Close on the heels of the heady growth of the Green Revolution, Asian economies were confronted with a developmental challenge of a different kind. As intensive agriculture of the type promoted by the Green Revolution revealed limited capacity for labour absorption, the question of non-agricultural rural employment loomed large. At the same time, manufacturing industry was not generating employment opportunities to absorb this surplus labour from agriculture. It was in the backdrop of these developments that one of the first iterations of Ashwani Saith's seminal body of work on rural non-farm employment and rural industrialization was published.

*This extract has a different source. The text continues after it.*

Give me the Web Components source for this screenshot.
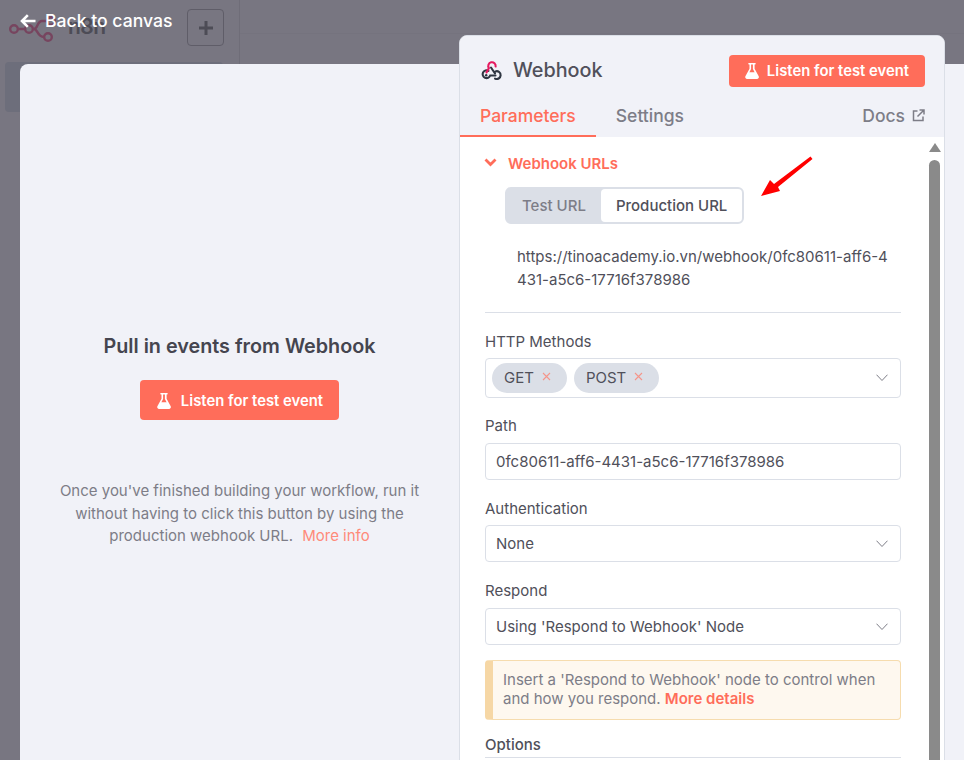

Saith (1992, 2001) argued that policymakers in Asian economies had come to view rural industrialization (variously defined) as a way of absorbing this surplus labour. It also presented a way of addressing questions of rural development without resorting to redistributive land reforms and was in keeping with the laissez faire spirit of the structural adjustment programmes. However, Saith cautioned against the proliferation of low-level labouring jobs in the name of rural industrialization. His comparative analysis across Asian countries also pointed to the salience of historical conditions in shaping the pattern of rural industrialization and the futility of seeking a one-size-fits-all model for success. The key issue for Saith was ‘to identify and establish the economic conditions and institutional environment within which specific policy interventions might enable this sector to perform its ascribed developmental and policy-alleviating functions’ (1992, 1) in a given national political economy context.

Nearly three decades on, the question of limited labour absorption by productive sectors is more aggravated than ever. In India, which this chapter is concerned with, an extended period of jobless growth under liberalization combined with increasing rural outmigration has kept the question of rural non-farm employment alive. However, we will suggest that Saith's (2001) argument that rural industrialization has policy purchase in India no longer holds true under the current political dispensation. Discourses and policies of development reflect a new political commitment to individualized entrepreneurialism under minimal state intervention, even as the need for an explicitly employment-focused development strategy seems more pressing than ever. This chapter will describe this emerging dialectic and consider the legacy of Saith's work in this context.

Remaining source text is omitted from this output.